Today Ain't Too Late
Carson gave this album
Thanks to Independent Music Promotions submission, I was able to experience Planetary Nights' album Today Ain't Too Late. This album draws musically on the American Rock traditions and is reminiscent of John Mellencamp, Bob Seger, Tom Petty, and others who came before.
As is common in the tradition, may of the tracks are about relationships and covers the full spectrum. For instance, in "Mocha Jaydene" is about the start of a new relationship while "Evangeline" is about the end of a relationship. "Ghosts In My Mind", on the other hand, is about a relationship that's been over for a while rather than the more recent experiences of the previously mentioned songs.

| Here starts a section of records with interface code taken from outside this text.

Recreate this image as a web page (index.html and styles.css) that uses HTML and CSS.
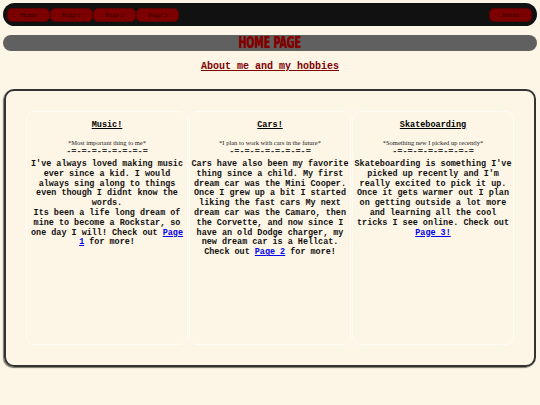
FILE: index.html
```html
<!DOCTYPE html>
<html>
<head>
<meta charset="utf-8">
<link rel="stylesheet" href="styles.css">
</head>
<body>
<nav class="nav">
  <a class="btn" href="#">Home</a>
  <a class="btn" href="#">Page 1</a>
  <a class="btn" href="#">Page 2</a>
  <a class="btn" href="#">Page 3</a>
  <a class="btn about" href="#">About</a>
</nav>
<div class="banner"><span class="banner-text">HOME PAGE</span></div>
<p class="intro"><a href="#">About me and my hobbies</a></p>
<main class="box">
  <section class="card">
    <h3 class="title">Music!</h3>
    <p class="sub">*Most important thing to me*</p>
    <p class="dash">-=-=-=-=-=-=-=-=</p>
    <p class="body">I've always loved making music ever since a kid. I would always sing along to things even though I didnt know the words.<br>Its been a life long dream of mine to become a Rockstar, so one day I will! Check out <a href="#">Page 1</a> for more!</p>
  </section>
  <section class="card">
    <h3 class="title">Cars!</h3>
    <p class="sub">*I plan to work with cars in the future*</p>
    <p class="dash">-=-=-=-=-=-=-=-=</p>
    <p class="body">Cars have also been my favorite thing since a child. My first dream car was the Mini Cooper. Once I grew up a bit I started liking the fast cars My next dream car was the Camaro, then the Corvette, and now since I have an old Dodge charger, my new dream car is a Hellcat. Check out <a href="#">Page 2</a> for more!</p>
  </section>
  <section class="card">
    <h3 class="title">Skateboarding</h3>
    <p class="sub">*Something new I picked up recently*</p>
    <p class="dash">-=-=-=-=-=-=-=-=</p>
    <p class="body">Skateboarding is something I've picked up recently and I'm really excited to pick it up. Once it gets warmer out I plan on getting outside a lot more and learning all the cool tricks I see online. Check out <a href="#">Page 3!</a></p>
  </section>
</main>
</body>
</html>
```

FILE: styles.css
```css
html, body {
  margin: 0;
  background: #fdf5e6;
}
body {
  padding: 3px;
  font-family: "Liberation Mono", monospace;
}
.nav {
  height: 23px;
  box-sizing: border-box;
  background: #111;
  border-radius: 12px;
  display: flex;
  align-items: center;
  padding: 0 5px 0 4px;
}
.btn {
  width: 43px;
  height: 14px;
  box-sizing: border-box;
  border-radius: 5px;
  background: #7c0000;
  border: 1px solid #5a0000;
  color: #2a0000;
  font-family: "Liberation Serif", serif;
  font-size: 7px;
  line-height: 12px;
  text-align: center;
  text-decoration: none;
}
.about {
  margin-left: auto;
}
.banner {
  margin-top: 9px;
  height: 16px;
  background: #606060;
  border-radius: 8px;
  text-align: center;
  overflow: hidden;
}
.banner-text {
  display: inline-block;
  font-family: "DejaVu Sans Condensed", "DejaVu Sans", sans-serif;
  font-weight: bold;
  font-size: 15px;
  line-height: 16px;
  color: #800000;
  text-shadow: 0 0 1px #800000;
  transform: scaleX(0.7);
}
.intro {
  margin: 10px 0 0;
  text-align: center;
  font-size: 10px;
  line-height: 12px;
  font-weight: bold;
}
.intro a {
  color: #800000;
}
.box {
  margin: 16px 1px 0;
  border: 2px solid #333;
  border-radius: 10px;
  box-shadow: -1px 1px 1px #776;
  padding: 20px;
  display: grid;
  grid-template-columns: 1fr 1fr 1fr;
  gap: 1px;
}
.card {
  height: 234px;
  box-sizing: border-box;
  border: 1px solid #fffcf6;
  border-radius: 8px;
  padding: 8px 0 0;
  text-align: center;
}
.title {
  margin: 0;
  font-size: 8.5px;
  line-height: 10px;
  font-weight: bold;
  text-decoration: underline;
}
.sub {
  margin: 9px 0 0;
  font-family: "Liberation Serif", serif;
  font-size: 6.5px;
  line-height: 8px;
  color: #222;
}
.dash {
  margin: 0;
  font-size: 8.5px;
  line-height: 10px;
  font-weight: bold;
  color: #333;
}
.body {
  margin: 3px 0 0;
  font-size: 8.45px;
  line-height: 9.8px;
  font-weight: bold;
  color: #111;
}
.body a {
  color: #0000ee;
}
```
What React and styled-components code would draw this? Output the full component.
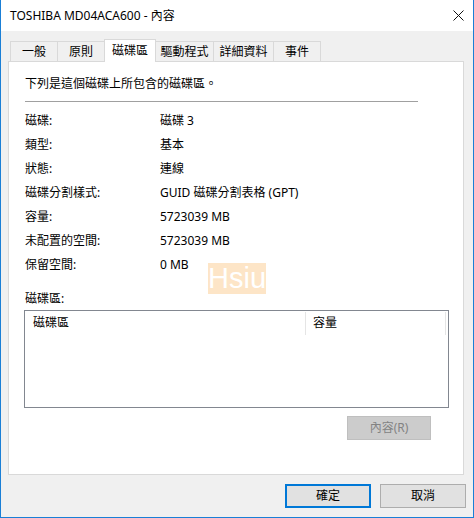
import React from "react";
import styled, { createGlobalStyle } from "styled-components";

const Global = createGlobalStyle`
  html, body { margin: 0; padding: 0; background: #ffffff; }
  body {
    font-family: "Noto Sans", "Noto Sans CJK TC", sans-serif;
    font-size: 12px;
    color: #000;
  }
  * { box-sizing: border-box; }
`;

const Window = styled.div`
  width: 474px;
  height: 518px;
  border: 1px solid #1a7fd6;
  border-top: none;
  display: flex;
  flex-direction: column;
  background: #f0f0f0;
`;

const TitleBar = styled.div`
  height: 31px;
  flex: none;
  background: #ffffff;
  display: flex;
  align-items: center;
  justify-content: space-between;
  padding: 0 9px 0 9px;
  font-size: 12px;
  line-height: 16px;
`;

const TitleText = styled.span`
  white-space: nowrap;
`;

const Body = styled.div`
  flex: 1;
  display: flex;
  flex-direction: column;
  padding: 8px 0 0 7px;
`;

const Tabs = styled.div`
  display: flex;
  align-items: flex-end;
  height: 22px;
  margin-left: 2px;
  position: relative;
  z-index: 1;
`;

const Tab = styled.div`
  width: ${(p) => p.$w}px;
  height: ${(p) => (p.$selected ? 23 : 20)}px;
  margin-bottom: ${(p) => (p.$selected ? -1 : 0)}px;
  margin-right: -1px;
  border: 1px solid #d9d9d9;
  border-bottom: none;
  background: ${(p) => (p.$selected ? "#ffffff" : "#f0f0f0")};
  position: relative;
  z-index: ${(p) => (p.$selected ? 2 : 1)};
  display: flex;
  align-items: center;
  justify-content: center;
  font-size: 12px;
  line-height: 16px;
  padding-top: ${(p) => (p.$selected ? 0 : 1)}px;
  white-space: nowrap;
`;

const Panel = styled.div`
  width: 456px;
  height: 414px;
  background: #ffffff;
  border: 1px solid #d9d9d9;
  padding: 14px 0 0 16px;
  display: flex;
  flex-direction: column;
`;

const Intro = styled.div`
  line-height: 16px;
`;

const Separator = styled.div`
  width: 393px;
  height: 1px;
  background: #a0a0a0;
  margin-top: 9px;
`;

const InfoGrid = styled.div`
  display: grid;
  grid-template-columns: 135px 1fr;
  grid-auto-rows: 24px;
  align-items: center;
  margin-top: 7px;
  line-height: 16px;
`;

const Label = styled.div`
  line-height: 16px;
  margin-top: 14px;
`;

const ListBox = styled.div`
  margin-top: 3px;
  margin-left: -1px;
  width: 425px;
  height: 98px;
  border: 1px solid #828790;
  background: #ffffff;
`;

const ListHeader = styled.div`
  display: flex;
  height: 24px;
`;

const HeaderCell = styled.div`
  width: ${(p) => p.$w}px;
  padding-left: ${(p) => p.$pad}px;
  display: flex;
  align-items: center;
  line-height: 16px;
  padding-bottom: 1px;
`;

const HeaderDivider = styled.div`
  width: 1px;
  margin-top: 1px;
  height: 23px;
  background: #e5e5e5;
`;

const ButtonRow = styled.div`
  display: flex;
  justify-content: flex-end;
  padding-right: ${(p) => p.$right}px;
  margin-top: ${(p) => p.$top}px;
  gap: 9px;
`;

const Button = styled.div`
  width: ${(p) => p.$w}px;
  height: 24px;
  display: flex;
  align-items: center;
  justify-content: center;
  font-size: 12px;
  line-height: 16px;
  background: ${(p) => (p.$disabled ? "#cccccc" : "#e1e1e1")};
  color: ${(p) => (p.$disabled ? "#838383" : "#000")};
  border: ${(p) =>
    p.$default
      ? "2px solid #0078d7"
      : p.$disabled
      ? "1px solid #bfbfbf"
      : "1px solid #adadad"};
`;

const Watermark = styled.div`
  position: absolute;
  left: 208px;
  top: 263px;
  width: 58px;
  height: 31px;
  background: #fde5c7;
  color: #ffffff;
  font-family: "Liberation Sans", Arial, sans-serif;
  font-size: 29px;
  line-height: 31px;
  text-align: center;
`;

const Root = styled.div`
  position: relative;
  width: 474px;
  height: 518px;
`;

const CloseIcon = () => (
  <svg width="11" height="11" viewBox="0 0 11 11">
    <path d="M0.5 0.5 L10.5 10.5 M10.5 0.5 L0.5 10.5" stroke="#111" strokeWidth="1" fill="none" />
  </svg>
);

const tabs = [
  { t: "一般", w: 48 },
  { t: "原則", w: 48 },
  { t: "磁碟區", w: 52, sel: true },
  { t: "驅動程式", w: 59 },
  { t: "詳細資料", w: 61 },
  { t: "事件", w: 48 },
];

const info = [
  ["磁碟:", "磁碟 3"],
  ["類型:", "基本"],
  ["狀態:", "連線"],
  ["磁碟分割樣式:", "GUID 磁碟分割表格 (GPT)"],
  ["容量:", "5723039 MB"],
  ["未配置的空間:", "5723039 MB"],
  ["保留空間:", "0 MB"],
];

export default function App() {
  return (
    <Root>
      <Global />
      <Window>
        <TitleBar>
          <TitleText>TOSHIBA MD04ACA600 - 內容</TitleText>
          <CloseIcon />
        </TitleBar>
        <Body>
          <Tabs>
            {tabs.map((tb) => (
              <Tab key={tb.t} $w={tb.w} $selected={tb.sel}>
                {tb.t}
              </Tab>
            ))}
          </Tabs>
          <Panel>
            <Intro>下列是這個磁碟上所包含的磁碟區。</Intro>
            <Separator />
            <InfoGrid>
              {info.map(([k, v]) => (
                <React.Fragment key={k}>
                  <div>{k}</div>
                  <div>{v}</div>
                </React.Fragment>
              ))}
            </InfoGrid>
            <Label>磁碟區:</Label>
            <ListBox>
              <ListHeader>
                <HeaderCell $w={280} $pad={8}>磁碟區</HeaderCell>
                <HeaderDivider />
                <HeaderCell $w={139} $pad={7}>容量</HeaderCell>
                <HeaderDivider />
              </ListHeader>
            </ListBox>
            <ButtonRow $right={32} $top={8}>
              <Button $w={84} $disabled>內容(R)</Button>
            </ButtonRow>
          </Panel>
          <ButtonRow $right={7} $top={9}>
            <Button $w={86} $default>確定</Button>
            <Button $w={86}>取消</Button>
          </ButtonRow>
        </Body>
      </Window>
      <Watermark>Hsiu</Watermark>
    </Root>
  );
}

Planetary Nights makes use a number of nature images to help convey their messages. This use of metaphor is most noticeable in the "Breeze" and "Harmony" in which references to air, the sun, and bodies of water are all employed. Other tracks, such as "Mocha Jaydene", make comparisons to man-made - but still rural - references such as a "country mile". I was surprised by the heavy use of country analogies with hardly any small town imagery as I normally associate with the genre. This, along with the singer's voice, gives the album an earthy tone.
The music is - overall - energetic and would work well for dancing, especially on tracks such as "Solstice Tide" that make it hard for the listener to sit still. Even the slower tracks on the album such as "Infinite Embrace" feel lively.
Today Ain't Too Late is a welcome addition to any American Rock collection.